Given the further lapse of time which must now occur until this appeal is determined, consideration should be given to whether this court, even if it upholds the view the appellant seeks to establish, should grant the relief sought."
The arguments on the appeal
"… except such as is in accordance with the law and is necessary in a democratic society in the interests of national security, public safety or the economic well-being of the country, for the prevention of disorder or crime, for the protection of health or morals, or for the protection of the rights and freedoms of others."
"The adjudicator has no business whatever to question or pass judgment upon the policy given by the Rules. In our judgment his duty, when faced with an Article 8 case where the would-be immigrant has no claim under the Rules, is and is only to see whether an exceptional case has been made out such that the requirement of proportionality requires a departure from the relevant Rule in the particular circumstances. If that is right, the importance of maintaining immigration control is a prior axiom of the debate before him. It is not at all the subject of that debate…. The adjudicator is not required to address the relative importance of the public policy and the individual right. " (Huang para 56)
"The respondent's delay in dealing with the appellant's asylum application had meant that the appellant had been physically in this country for over 4 years before any decision was made, a period of such length that it is not surprising that he had formed an enduring relationship. Yet because of the delay he was treated as not having entered the United Kingdom but as merely having temporary admission. Had his application been dealt with with reasonable promptness, he would as a refugee from Kosovo been granted refugee status or at least exceptional leave to remain. This was the respondent's policy up until mid – 1999 as the decision letter in this case shows. In that case the appellant would not have been required to leave this country and to apply from Kosovo but could have made his application for a variation in his leave from within the United Kingdom. There would then have been no interference with his family life. The delay on the respondent's part in dealing with his asylum claim has disadvantaged the appellant and rendered the decision to remove him disproportionate." (para 9, emphasis added)
"The Appellant arrived in this country when he was 17 years of age and, even though he was a minor, the Home Office took an extraordinarily long period of time, namely over four years, to make a decision on his case. That was unreasonable, in my view, and gave the Appellant an expectation that he would in due course be entitled to remain in this country, and cashing in on that expectation he regarded himself as settled and found a job and studied as well. That progress, as far as he is concerned, has been continuing to date. The Appellant supports himself and lives in a close family unit with his mother, brothers and sister."

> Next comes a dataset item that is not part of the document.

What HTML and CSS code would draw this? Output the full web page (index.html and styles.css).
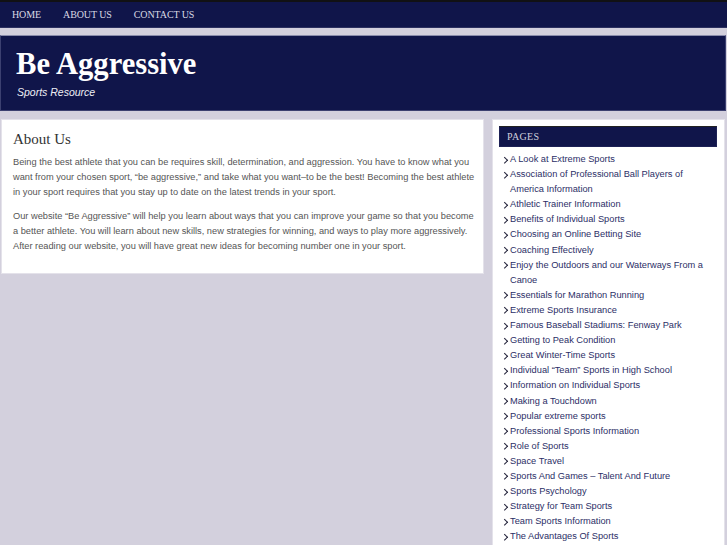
FILE: index.html
```html
<!DOCTYPE html>
<html lang="en">
<head>
<meta charset="utf-8">
<title>Be Aggressive</title>
<link rel="stylesheet" href="styles.css">
</head>
<body>
<nav class="topnav">
  <a href="#" class="navlink">Home</a>
  <a href="#" class="navlink">About Us</a>
  <a href="#" class="navlink">Contact Us</a>
</nav>
<header class="masthead">
  <h1 class="site-title">Be Aggressive</h1>
  <p class="site-desc">Sports Resource</p>
</header>
<div class="main">
  <article class="content">
    <h2 class="page-title">About Us</h2>
    <p>Being the best athlete that you can be requires skill, determination, and aggression. You have to know what you want from your chosen sport, “be aggressive,” and take what you want–to be the best! Becoming the best athlete in your sport requires that you stay up to date on the latest trends in your sport.</p>
    <p>Our website “Be Aggressive” will help you learn about ways that you can improve your game so that you become a better athlete. You will learn about new skills, new strategies for winning, and ways to play more aggressively. After reading our website, you will have great new ideas for becoming number one in your sport.</p>
  </article>
  <aside class="sidebar">
    <h3 class="widget-title">Pages</h3>
    <ul class="pages">
      <li><a href="#">A Look at Extreme Sports</a></li>
      <li><a href="#">Association of Professional Ball Players of America Information</a></li>
      <li><a href="#">Athletic Trainer Information</a></li>
      <li><a href="#">Benefits of Individual Sports</a></li>
      <li><a href="#">Choosing an Online Betting Site</a></li>
      <li><a href="#">Coaching Effectively</a></li>
      <li><a href="#">Enjoy the Outdoors and our Waterways From a Canoe</a></li>
      <li><a href="#">Essentials for Marathon Running</a></li>
      <li><a href="#">Extreme Sports Insurance</a></li>
      <li><a href="#">Famous Baseball Stadiums: Fenway Park</a></li>
      <li><a href="#">Getting to Peak Condition</a></li>
      <li><a href="#">Great Winter-Time Sports</a></li>
      <li><a href="#">Individual “Team” Sports in High School</a></li>
      <li><a href="#">Information on Individual Sports</a></li>
      <li><a href="#">Making a Touchdown</a></li>
      <li><a href="#">Popular extreme sports</a></li>
      <li><a href="#">Professional Sports Information</a></li>
      <li><a href="#">Role of Sports</a></li>
      <li><a href="#">Space Travel</a></li>
      <li><a href="#">Sports And Games – Talent And Future</a></li>
      <li><a href="#">Sports Psychology</a></li>
      <li><a href="#">Strategy for Team Sports</a></li>
      <li><a href="#">Team Sports Information</a></li>
      <li><a href="#">The Advantages Of Sports</a></li>
    </ul>
  </aside>
</div>
</body>
</html>
```
FILE: styles.css
```css
html, body {
  margin: 0;
  padding: 0;
}
body {
  background: #d3d0dd;
  font-family: "Liberation Sans", Arial, sans-serif;
  overflow: hidden;
  height: 545px;
}
.topnav {
  background: #10154a;
  border-top: 2px solid #111114;
  border-bottom: 1px solid #2c3060;
  height: 25px;
  display: flex;
  align-items: center;
  padding-left: 1px;
}
.navlink {
  font-family: "Liberation Serif", "Times New Roman", serif;
  font-size: 10px;
  text-transform: uppercase;
  color: #d9d9e4;
  text-decoration: none;
  padding: 0 11px;
  letter-spacing: -0.1px;
}
.masthead {
  margin-top: 7px;
  width: 724px;
  height: 74px;
  background: #10154a;
  border: 1px solid #3c4070;
  border-top-color: #8a8cab;
  padding: 0;
}
.site-title {
  margin: 0;
  padding: 11px 0 0 15px;
  font-family: "Liberation Serif", "Times New Roman", serif;
  font-weight: bold;
  font-size: 30.6px;
  line-height: 34px;
  color: #ffffff;
}
.site-desc {
  margin: 5px 0 0 16px;
  font-style: italic;
  font-size: 10.5px;
  line-height: 12px;
  color: #eeeef4;
}
.main {
  display: flex;
  align-items: flex-start;
  gap: 8px;
  margin-top: 8px;
  padding-left: 1px;
}
.content {
  width: 466px;
  background: #ffffff;
  border: 1px solid #e4e2ea;
  padding: 9px 4px 19px 11px;
  color: #555555;
  font-size: 9.25px;
  line-height: 15px;
}
.page-title {
  margin: 0 0 6px 0;
  font-family: "Liberation Serif", "Times New Roman", serif;
  font-weight: normal;
  font-size: 15px;
  line-height: 20px;
  color: #333333;
}
.content p {
  margin: 0 0 9px 0;
}
.content p:last-child {
  margin-bottom: 0;
}
.sidebar {
  width: 218px;
  background: #ffffff;
  border: 1px solid #e4e2ea;
  padding: 6px 7px 0 6px;
  min-height: 430px;
}
.widget-title {
  margin: 0;
  height: 21px;
  background: #10154a;
  border: 1px solid #1d2155;
  border-top-color: #222;
  box-sizing: border-box;
  padding-left: 7px;
  font-family: "Liberation Serif", "Times New Roman", serif;
  font-weight: normal;
  font-size: 10px;
  line-height: 19px;
  text-transform: uppercase;
  letter-spacing: 0.3px;
  color: #cfd0dc;
}
.pages {
  list-style: none;
  margin: 5px 0 0 0;
  padding: 0 0 0 3px;
  font-size: 9.25px;
  line-height: 15.1px;
}
.pages li {
  position: relative;
  padding-left: 8px;
}
.pages li::before {
  content: "";
  position: absolute;
  left: -0.5px;
  top: 5.5px;
  width: 3.5px;
  height: 3.5px;
  border-right: 1.4px solid #23233a;
  border-bottom: 1.4px solid #23233a;
  transform: rotate(-45deg);
}
.pages a {
  color: #2b2e66;
  text-decoration: none;
}
```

"18. Firstly, it is a striking feature of this case that the Appellant arrived in the United Kingdom in 1997 at the age of 17, and has been living continuously with one or more of his siblings ever since. These two aspects of the case immediately distinguish it, on its facts, from both Advic and Salad.
19. Secondly, an equally striking feature of the case is that more than four years elapsed between the Appellant's arrival in the United Kingdom and the Secretary of State's refusal letter. The Adjudicator described the length of time taken by the Secretary of State to make a decision on the Appellant's case as "unreasonable". It is difficult to quarrel with that observation.

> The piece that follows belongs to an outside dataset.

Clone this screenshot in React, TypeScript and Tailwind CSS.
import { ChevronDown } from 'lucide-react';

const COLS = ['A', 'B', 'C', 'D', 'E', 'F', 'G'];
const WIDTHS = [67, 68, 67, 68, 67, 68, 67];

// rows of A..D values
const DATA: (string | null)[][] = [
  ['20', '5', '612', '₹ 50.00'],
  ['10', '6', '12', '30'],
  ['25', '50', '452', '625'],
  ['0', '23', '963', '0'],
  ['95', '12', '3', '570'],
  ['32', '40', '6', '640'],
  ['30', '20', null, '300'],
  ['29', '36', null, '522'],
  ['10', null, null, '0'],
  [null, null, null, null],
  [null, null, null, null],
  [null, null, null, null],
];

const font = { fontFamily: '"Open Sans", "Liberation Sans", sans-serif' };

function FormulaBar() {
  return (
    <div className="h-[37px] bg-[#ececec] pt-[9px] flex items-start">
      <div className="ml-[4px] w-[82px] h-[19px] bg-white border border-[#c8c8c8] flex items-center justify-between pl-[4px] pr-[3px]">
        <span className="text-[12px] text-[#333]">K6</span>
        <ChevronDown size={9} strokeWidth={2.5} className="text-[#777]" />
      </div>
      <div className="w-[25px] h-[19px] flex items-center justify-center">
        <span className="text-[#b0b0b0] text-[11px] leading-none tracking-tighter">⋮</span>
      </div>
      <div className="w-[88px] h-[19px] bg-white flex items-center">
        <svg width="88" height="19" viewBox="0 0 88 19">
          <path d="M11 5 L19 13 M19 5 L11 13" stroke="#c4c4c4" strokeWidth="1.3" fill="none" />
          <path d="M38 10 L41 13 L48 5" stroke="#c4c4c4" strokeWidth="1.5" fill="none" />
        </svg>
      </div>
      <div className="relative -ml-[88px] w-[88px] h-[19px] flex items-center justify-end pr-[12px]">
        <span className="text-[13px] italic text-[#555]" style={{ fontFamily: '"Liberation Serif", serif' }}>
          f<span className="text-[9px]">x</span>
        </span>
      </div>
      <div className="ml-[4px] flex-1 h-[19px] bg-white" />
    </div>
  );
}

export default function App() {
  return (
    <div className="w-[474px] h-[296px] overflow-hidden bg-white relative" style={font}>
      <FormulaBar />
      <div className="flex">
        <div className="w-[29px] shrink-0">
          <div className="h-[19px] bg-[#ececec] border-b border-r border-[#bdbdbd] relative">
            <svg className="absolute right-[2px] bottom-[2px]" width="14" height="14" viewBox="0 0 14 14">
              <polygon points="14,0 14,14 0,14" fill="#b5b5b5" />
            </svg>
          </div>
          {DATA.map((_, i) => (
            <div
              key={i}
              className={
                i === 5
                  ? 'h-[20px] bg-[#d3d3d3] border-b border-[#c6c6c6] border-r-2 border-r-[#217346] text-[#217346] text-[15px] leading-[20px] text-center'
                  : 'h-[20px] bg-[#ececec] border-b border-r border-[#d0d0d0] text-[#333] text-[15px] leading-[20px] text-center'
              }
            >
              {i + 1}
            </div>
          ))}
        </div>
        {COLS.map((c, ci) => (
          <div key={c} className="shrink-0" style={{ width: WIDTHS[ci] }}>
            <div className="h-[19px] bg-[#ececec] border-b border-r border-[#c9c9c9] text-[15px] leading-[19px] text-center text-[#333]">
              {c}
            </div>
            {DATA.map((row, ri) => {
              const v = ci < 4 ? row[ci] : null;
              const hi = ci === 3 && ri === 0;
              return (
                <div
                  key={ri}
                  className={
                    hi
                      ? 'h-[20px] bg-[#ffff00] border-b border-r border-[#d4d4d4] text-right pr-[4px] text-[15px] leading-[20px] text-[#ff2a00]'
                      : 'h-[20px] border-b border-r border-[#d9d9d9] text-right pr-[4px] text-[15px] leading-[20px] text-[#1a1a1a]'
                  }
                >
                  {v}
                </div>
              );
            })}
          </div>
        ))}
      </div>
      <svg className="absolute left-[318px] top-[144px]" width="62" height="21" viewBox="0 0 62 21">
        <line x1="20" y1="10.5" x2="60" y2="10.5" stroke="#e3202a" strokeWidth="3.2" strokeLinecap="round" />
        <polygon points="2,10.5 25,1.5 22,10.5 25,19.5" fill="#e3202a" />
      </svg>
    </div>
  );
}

20. In our judgment, the facts we have identified in the preceding two paragraphs are manifestly relevant to the IAT's consideration of Article 8, both in relation to the existence of family life and the proportionality of any interference with it. Yet it is clear from the IAT's reasoning (the whole of which we have set out) that it did not bring them into the equation. To put the matter in a slightly different way, the recitation of the Appellant's circumstances contained in paragraph 4 of the adjudication upon which the IAT founds its conclusion that there is no family life (alternatively that it is tenuous and interference by removal from the United Kingdom would be proportionate) appears to leave wholly out of account the highly relevant factors identified in paragraphs 18 and 19 of this judgment." (emphasis added)

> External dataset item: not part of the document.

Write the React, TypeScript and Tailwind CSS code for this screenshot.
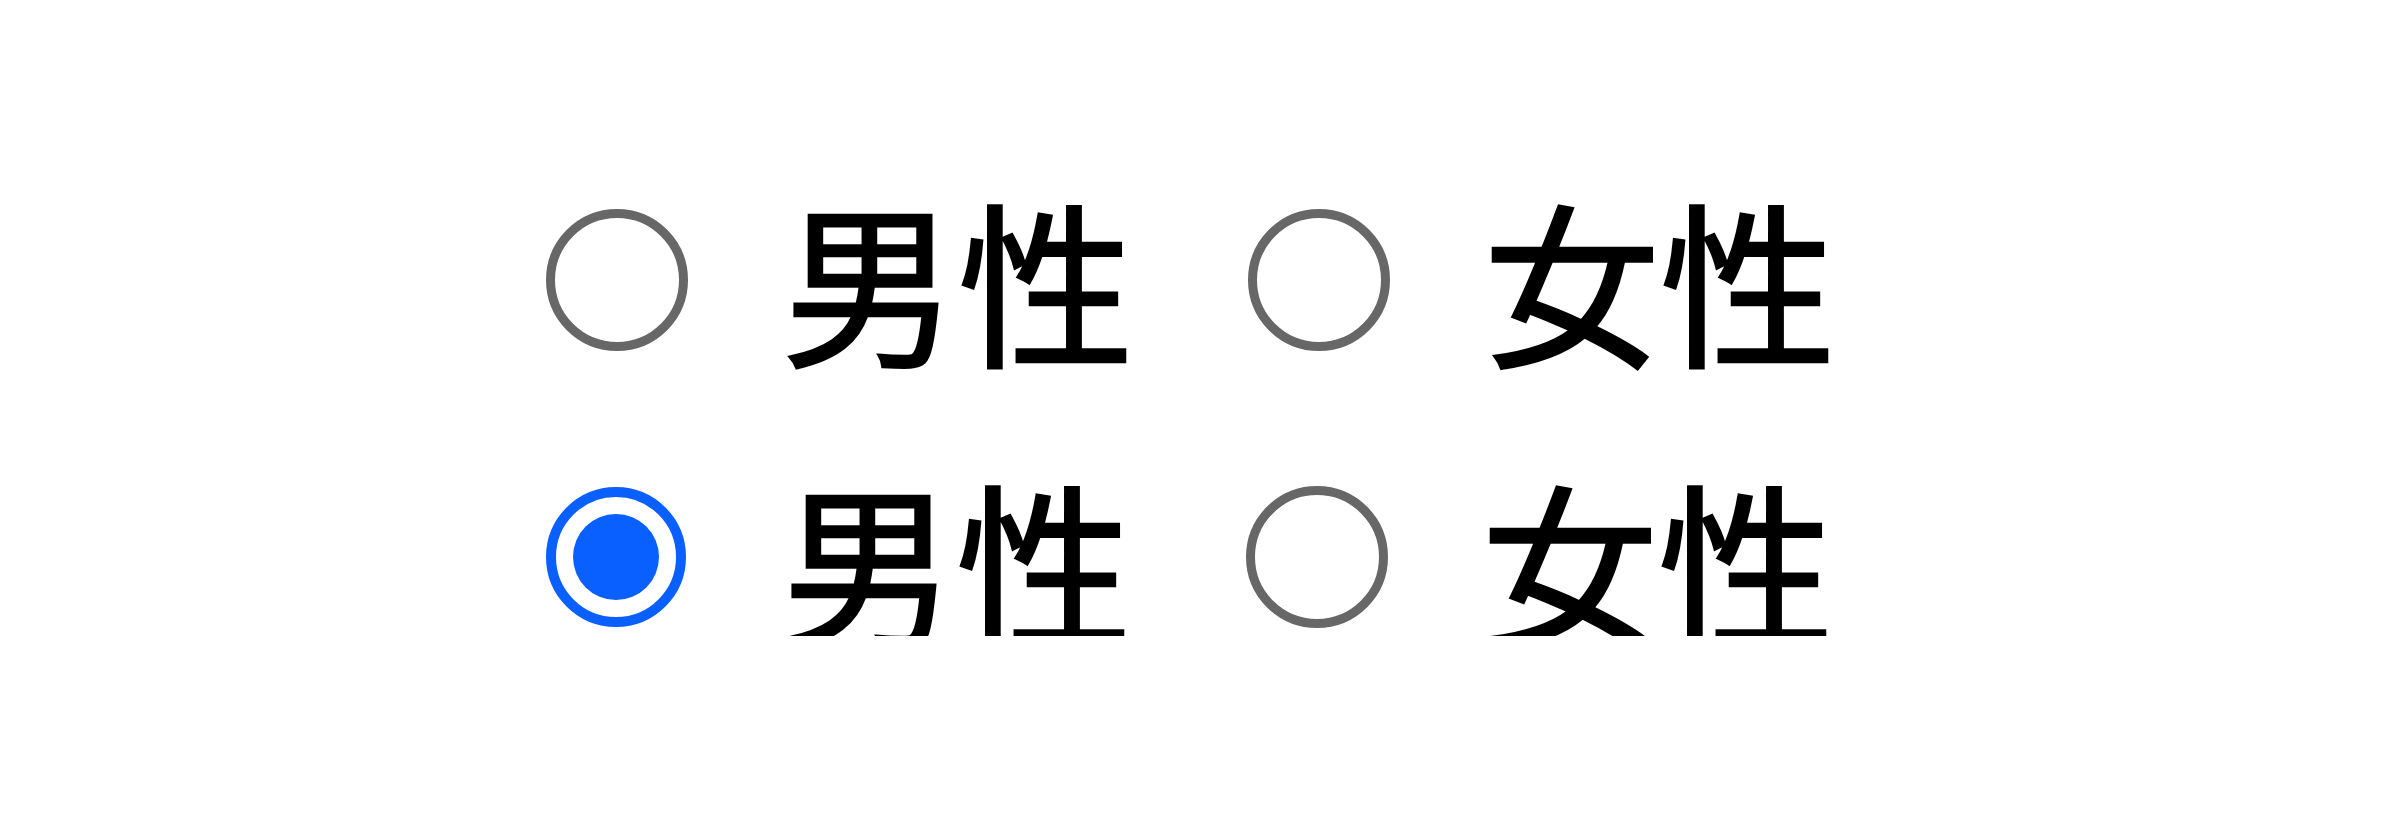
import { useState } from "react";

type Gender = "male" | "female";

const OPTIONS: { value: Gender; label: string }[] = [
  { value: "male", label: "男性" },
  { value: "female", label: "女性" },
];

const FONT = {
  fontFamily: '"Noto Sans CJK JP", "Noto Sans CJK SC", sans-serif',
};

function RadioDot({ checked }: { checked: boolean }) {
  if (checked) {
    return (
      <span className="flex h-[140px] w-[140px] shrink-0 items-center justify-center rounded-full border-[10px] border-[#0a5fff]">
        <span className="h-[86px] w-[86px] rounded-full bg-[#0a5fff]" />
      </span>
    );
  }
  return (
    <span className="h-[142px] w-[142px] shrink-0 rounded-full border-[9px] border-[#676767]" />
  );
}

const labelText =
  "block text-[176px] leading-none text-black [-webkit-text-stroke:2.5px_#000]";

/**
 * One row of the gender picker. `cropped` trims the label box so the
 * glyphs are cut top and bottom, as in the second sample row.
 */
function GenderRow({
  selected,
  cropped,
  onSelect,
}: {
  selected: Gender | null;
  cropped?: boolean;
  onSelect: (g: Gender) => void;
}) {
  return (
    <div className="flex items-center">
      {OPTIONS.map((opt, i) => (
        <label
          key={opt.value}
          className={
            i === 0
              ? "flex cursor-pointer items-center"
              : "ml-[114px] flex cursor-pointer items-center"
          }
          onClick={() => onSelect(opt.value)}
        >
          <RadioDot checked={selected === opt.value} />
          {cropped ? (
            <span className="ml-[94px] mt-[6px] block h-[152px] overflow-hidden">
              <span className={`${labelText} -mt-[13px]`} style={FONT}>
                {opt.label}
              </span>
            </span>
          ) : (
            <span className={`${labelText} ml-[94px] -mt-[4px]`} style={FONT}>
              {opt.label}
            </span>
          )}
        </label>
      ))}
    </div>
  );
}

export default function App() {
  const [first, setFirst] = useState<Gender | null>(null);
  const [second, setSecond] = useState<Gender | null>("male");

  return (
    <div className="flex h-[830px] w-full items-center justify-center bg-white pr-[18px]">
      <div className="flex flex-col gap-[112px]">
        <GenderRow selected={first} onSelect={setFirst} />
        <GenderRow selected={second} cropped onSelect={setSecond} />
      </div>
    </div>
  );
}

Specialist Tribunals and the Courts
"Firstly, this is a highly specialized area of law which many lawyers - indeed, I would suspect most lawyers - rarely encounter in practice. Secondly, there is an independent two-tier appellate structure…. After the initial decision there is a fresh hearing before a specialist tribunal which is chaired by a lawyer and has an appropriate balance of experience and expertise amongst its members. After that there is an appeal on a point of law to a highly expert and specialized legally qualified body, the Social Security Commissioners. Thirdly, it is essential that that tribunal structure is sufficiently expert to be able to take an independent and robust view, particularly in cases where the government agency has gone wrong. It must be in a position to see through what the relevant sponsoring department is saying when it is arguing the case.
It is also important that such appeal structures have a link to the ordinary court system, to maintain both their independence of government and the sponsoring department and their fidelity to the relevant general principles of law. But the ordinary courts should approach such cases with an appropriate degree of caution. It is quite probable that on a technical issue of understanding and applying the complex legislation the Social Security Commissioner will have got it right. The Commissioners will know how that particular issue fits into the broader picture of social security principles as a whole. They will be less likely to introduce distortion into those principles. They may be better placed, where it is appropriate, to apply those principles in a purposive construction of the legislation in question. They will also know the realities of tribunal life. All of this should be taken into account by an appellate court when considering whether an appeal will have a real prospect of success. " (para 15-16)
"(The Commissioners) have practical experience of the day-to-day working of the benefit system and I think that the principles they have devised to give effect to the legislative scheme dealing with overpayments are entitled to great respect."
Such views echo those expressed 30 years ago by Lord Denning MR in R v Preston Supplementary Benefits Appeal Tribunal [1975] 1 WLR 625, 631-2, when he urged the courts-
"… to leave the tribunals to interpret the Act in a broad and reasonable way according to the spirit and not the letter… The courts should only interfere when the decision of the tribunal is unreasonable in the sense that no tribunal acquainted with the ordinary use of language could reasonably reach that decision…"
He emphasised that "in order to ensure "uniformity of decision" the courts should remain "ready to consider points of law of general application".